The two newly-recorded pieces are The Lord’s Prayer from the Aramaic and Mass No.10, both taped in Prague’s Domovina Studio in 2017. The other pieces come from 1986 and 1993. The Lord’s Prayer is introduced by a pensive orchestral statement which as so often is gently infiltrated and infused by folkloric elements and deft use of winds. The solo tenor and choral writing moves incrementally toward the ringing, affirmative Amerns with which the Prayer ends. There’s something of the light fusion about the Mass, though one wouldn’t necessarily think so in its early stages, which mix richness with more athletically virile rhythms. Both the tenor solo – very warm and attractive – and the adroit soprano bring a personal quality to the choral writing and it’s not until the arrival of World music elements in the Sanctus-Benedictus – do I hear bongos over string bass? – that the work’s ambit expands ever outward.

Ne tempori credideris comes from a 1993 Czech Radio broadcast performance. Here one senses the composer’s vast reservoir of knowledge and experience in Baroque and allied musics, given the Renaissance-tinged cadences and the feel of immersion in the milieu to be heard here. But with Krček this inevitably feels like an interchange between time periods and never a pastiche. So whilst there may be sections that sound a little like stripped-back Orff, the conga processional of the finale with its flute-dance lead – which eventually winds down sensitively – is a creation all Krček’s own.
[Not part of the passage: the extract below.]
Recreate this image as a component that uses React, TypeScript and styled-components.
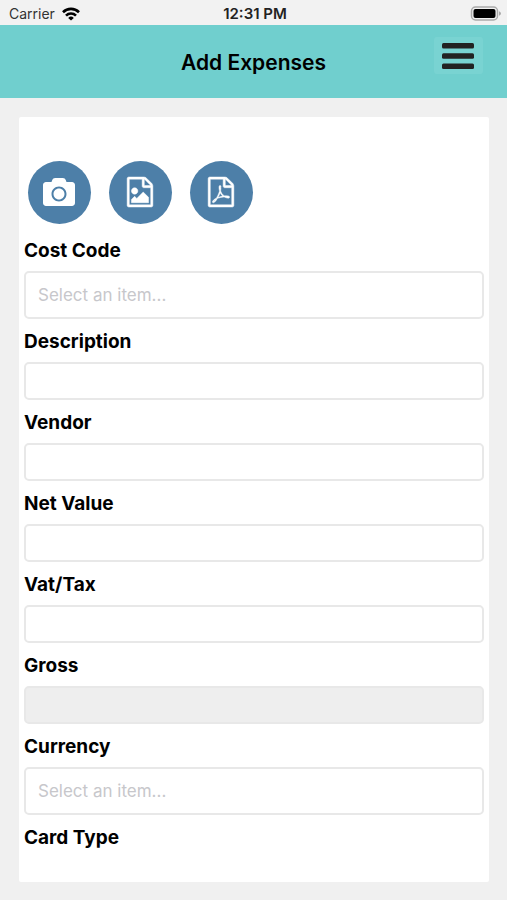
import React from "react";
import styled, { createGlobalStyle } from "styled-components";
import { FaCamera } from "react-icons/fa";

const GlobalStyle = createGlobalStyle`
  * { box-sizing: border-box; }
  body {
    margin: 0;
    background: #f0f0f0;
    color: #000;
    font-family: Inter, "Liberation Sans", sans-serif;
  }
`;

const StatusBar = styled.div`
  display: grid;
  grid-template-columns: 1fr auto 1fr;
  align-items: center;
  height: 25px;
  padding: 2px 6px 0 9px;
  background: #f2f2f2;
  color: #222;
  font-size: 14px;
`;

const Carrier = styled.div`
  display: flex;
  align-items: center;
  gap: 7px;
  color: #333;
`;

const Clock = styled.time`
  font-size: 15px;
  font-weight: 600;
`;

const Battery = styled.svg`
  justify-self: end;
`;

const Header = styled.header`
  display: grid;
  grid-template-columns: 1fr auto 1fr;
  align-items: start;
  height: 73px;
  padding: 12px 24px;
  background: #70cfce;
`;

const Title = styled.h1`
  grid-column: 2;
  margin: 0;
  font-size: 21px;
  line-height: 52px;
  font-weight: 600;
`;

const MenuButton = styled.button`
  display: flex;
  justify-content: center;
  align-items: center;
  justify-self: end;
  width: 49px;
  height: 37px;
  padding: 0 2px 0 0;
  border: 0;
  border-radius: 3px;
  background: #79d3d2;
`;

const Card = styled.main`
  margin: 19px 18px 18px 19px;
  padding: 44px 5px 24px;
  background: #fff;
  border-radius: 2px;
`;

const Actions = styled.div`
  display: flex;
  gap: 18px;
  padding: 0 4px 4px;
`;

const RoundButton = styled.button`
  display: flex;
  align-items: center;
  justify-content: center;
  width: 63px;
  height: 63px;
  padding: 0 2px 2px 0;
  border: 0;
  border-radius: 50%;
  background: #4d7fa8;
  color: #fff;
`;

const Label = styled.label`
  display: block;
  padding-top: 2px;
  font-size: 19px;
  line-height: 41px;
  font-weight: 700;
`;

const TextInput = styled.input`
  display: block;
  width: 100%;
  height: 38px;
  padding: 0 12px;
  border: 2px solid #e8e8e8;
  border-radius: 5px;
  background: #fff;
  font: inherit;
  font-size: 17px;

  &:disabled {
    background: #eee;
  }
`;

const Select = styled.select`
  display: block;
  appearance: none;
  width: 100%;
  height: 48px;
  padding: 0 12px;
  border: 2px solid #e8e8e8;
  border-radius: 5px;
  background: #fff;
  color: #c7c7cb;
  font: inherit;
  font-size: 17px;
`;

const FILE_FRAME =
  "M1468 380q28 28 48 76t20 88v1152q0 40-28 68t-68 28h-1344q-40 0-68-28t-28-68v-1600q0-40 28-68t68-28h896q40 0 88 20t76 48zm-444-244v376h376q-10-29-22-41l-313-313q-12-12-41-22zm384 1528v-1024h-416q-40 0-68-28t-28-68v-416h-768v1536h1280z";
const IMAGE_MARK =
  "m-128-448v320h-1024v-192l192-192 128 128 384-384zm-832-192q-80 0-136-56t-56-136 56-136 136-56 136 56 56 136-56 136-136 56z";
const PDF_MARK =
  "m-514-593q33 26 84 56 59-7 117-7 147 0 177 49 16 22 2 52 0 1-1 2l-2 2v1q-6 38-71 38-48 0-115-20t-130-53q-221 24-392 83-153 262-242 262-15 0-28-7l-24-12q-1-1-6-5-10-10-6-36 9-40 56-91.5t132-96.5q14-9 23 6 2 2 2 4 52-85 107-197 68-136 104-262-24-82-30.5-159.5t6.5-127.5q11-40 42-40h22q23 0 35 15 18 21 9 68-2 6-4 8 1 3 1 8v30q-2 123-14 192 55 164 146 238zm-576 411q52-24 137-158-51 40-87.5 84t-49.5 74zm398-920q-15 42-2 132 1-7 7-44 0-3 7-43 1-4 4-8-1-1-1-2t-1-2-1-2q-1-22-13-36 0 1-1 2v2zm-124 661q135-54 284-81-2-1-13-9.5t-16-13.5q-76-67-127-176-27 86-83 197-30 56-45 83zm646-16q-24-24-140-24 76 28 124 28 14 0 18-1 0-1-2-3z";

function FileIcon({ mark }: { mark: string }) {
  return (
    <svg
      width="26"
      height="30"
      viewBox="0 0 1536 1792"
      fill="currentColor"
      stroke="currentColor"
      strokeWidth="28"
      overflow="visible"
      aria-hidden="true"
    >
      <path d={FILE_FRAME + mark} />
    </svg>
  );
}

type FieldSpec = { id: string; label: string; kind: "text" | "select" | "disabled" };

const fields: FieldSpec[] = [
  { id: "cost-code", label: "Cost Code", kind: "select" },
  { id: "description", label: "Description", kind: "text" },
  { id: "vendor", label: "Vendor", kind: "text" },
  { id: "net-value", label: "Net Value", kind: "text" },
  { id: "vat", label: "Vat/Tax", kind: "text" },
  { id: "gross", label: "Gross", kind: "disabled" },
  { id: "currency", label: "Currency", kind: "select" },
];

function Field({ id, label, kind }: FieldSpec) {
  return (
    <div>
      <Label htmlFor={id}>{label}</Label>
      {kind === "select" ? (
        <Select id={id} defaultValue="">
          <option value="">Select an item...</option>
        </Select>
      ) : (
        <TextInput id={id} type="text" disabled={kind === "disabled"} />
      )}
    </div>
  );
}

export default function App() {
  return (
    <>
      <GlobalStyle />
      <StatusBar>
        <Carrier>
          Carrier
          <svg width="18" height="14" viewBox="0 0 18 14" fill="none" stroke="#000" strokeWidth="2.6" aria-hidden="true">
            <path d="M1 5.2a11.4 11.4 0 0 1 16 0" />
            <path d="M4 8.6a7 7 0 0 1 10 0" />
            <path d="M9 13.6 6.2 10.9a4 4 0 0 1 5.6 0Z" fill="#000" stroke="none" />
          </svg>
        </Carrier>
        <Clock>12:31 PM</Clock>
        <Battery width="31" height="15" viewBox="0 0 31 15" aria-hidden="true">
          <rect x="1.5" y="1" width="26" height="13" rx="4" fill="#f2f2f2" stroke="#aaa" strokeWidth="1.5" />
          <rect x="3.5" y="3" width="22" height="9" rx="2" fill="#000" />
          <path d="M29 5.2q2 .8 2 2.3t-2 2.3Z" fill="#aaa" />
        </Battery>
      </StatusBar>
      <Header>
        <Title>Add Expenses</Title>
        <MenuButton type="button" aria-label="Menu">
          <svg width="32" height="28" viewBox="0 0 32 28" fill="#222" aria-hidden="true">
            <rect y="1" width="32" height="5.5" rx="1.5" />
            <rect y="11.3" width="32" height="5.5" rx="1.5" />
            <rect y="21.6" width="32" height="5.5" rx="1.5" />
          </svg>
        </MenuButton>
      </Header>
      <Card>
        <Actions>
          <RoundButton type="button" aria-label="Take photo">
            <FaCamera size={32} />
          </RoundButton>
          <RoundButton type="button" aria-label="Attach image">
            <FileIcon mark={IMAGE_MARK} />
          </RoundButton>
          <RoundButton type="button" aria-label="Attach PDF">
            <FileIcon mark={PDF_MARK} />
          </RoundButton>
        </Actions>
        {fields.map((f) => (
          <Field key={f.id} {...f} />
        ))}
        <Label as="div">Card Type</Label>
      </Card>
    </>
  );
}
The flute is again prominent in O, lux mundi which stands very much more securely in the Renaissance lineage. There are unsettled elements here, though, with voices - and the piano - emerging from the taut instrumental tapestry most attractively.

The solo singers have most appealing voices and the orchestral forces are notably familiar with Krček’s muse – among them conductor Bohdan Warchal, who was always an insightful interpreter with his Slovak Chamber Orchestra and, of course, Musica Bohemica Prague.

This choral disc fits snugly alongside its instrumental companion. If I had to choose one it would be the instrumental disc, but both afford great pleasure and warm-hearted, communicative music-making.